WHAT YOU ARE ASKED TO DO> Pictures stay out of the copy; set down each line of the listing below exactly.

DATA EXTRACT>
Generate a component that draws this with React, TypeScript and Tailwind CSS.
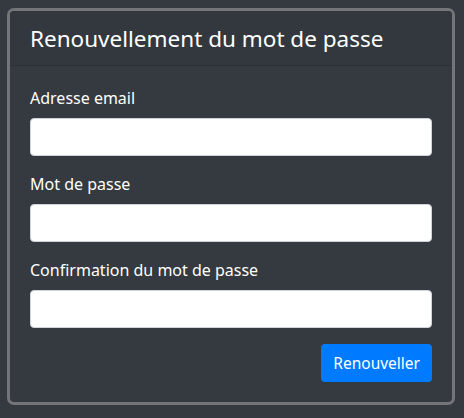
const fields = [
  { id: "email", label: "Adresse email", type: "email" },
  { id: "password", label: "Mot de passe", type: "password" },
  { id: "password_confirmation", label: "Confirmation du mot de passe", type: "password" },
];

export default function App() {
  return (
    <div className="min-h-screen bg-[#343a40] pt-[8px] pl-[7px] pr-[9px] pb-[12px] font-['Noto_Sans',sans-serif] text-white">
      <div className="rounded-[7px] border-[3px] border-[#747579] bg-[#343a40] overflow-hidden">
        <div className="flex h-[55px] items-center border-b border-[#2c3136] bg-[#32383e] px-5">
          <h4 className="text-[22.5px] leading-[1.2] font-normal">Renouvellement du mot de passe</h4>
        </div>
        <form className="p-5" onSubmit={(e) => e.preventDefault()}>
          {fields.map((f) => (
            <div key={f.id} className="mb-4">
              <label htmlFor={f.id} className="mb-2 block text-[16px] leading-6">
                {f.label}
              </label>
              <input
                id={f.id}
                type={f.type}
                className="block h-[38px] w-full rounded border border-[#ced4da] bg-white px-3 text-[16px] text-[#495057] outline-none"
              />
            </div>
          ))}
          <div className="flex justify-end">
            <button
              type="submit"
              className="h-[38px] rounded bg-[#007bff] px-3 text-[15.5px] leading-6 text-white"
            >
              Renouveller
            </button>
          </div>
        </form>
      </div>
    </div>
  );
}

FINAL RESULT>
Generate a component that draws this with React, TypeScript and Tailwind CSS.
const fields = [
  { id: "email", label: "Adresse email", type: "email" },
  { id: "password", label: "Mot de passe", type: "password" },
  { id: "password_confirmation", label: "Confirmation du mot de passe", type: "password" },
];

export default function App() {
  return (
    <div className="min-h-screen bg-[#343a40] pt-[8px] pl-[7px] pr-[9px] pb-[12px] font-['Noto_Sans',sans-serif] text-white">
      <div className="rounded-[7px] border-[3px] border-[#747579] bg-[#343a40] overflow-hidden">
        <div className="flex h-[55px] items-center border-b border-[#2c3136] bg-[#32383e] px-5">
          <h4 className="text-[22.5px] leading-[1.2] font-normal">Renouvellement du mot de passe</h4>
        </div>
        <form className="p-5" onSubmit={(e) => e.preventDefault()}>
          {fields.map((f) => (
            <div key={f.id} className="mb-4">
              <label htmlFor={f.id} className="mb-2 block text-[16px] leading-6">
                {f.label}
              </label>
              <input
                id={f.id}
                type={f.type}
                className="block h-[38px] w-full rounded border border-[#ced4da] bg-white px-3 text-[16px] text-[#495057] outline-none"
              />
            </div>
          ))}
          <div className="flex justify-end">
            <button
              type="submit"
              className="h-[38px] rounded bg-[#007bff] px-3 text-[15.5px] leading-6 text-white"
            >
              Renouveller
            </button>
          </div>
        </form>
      </div>
    </div>
  );
}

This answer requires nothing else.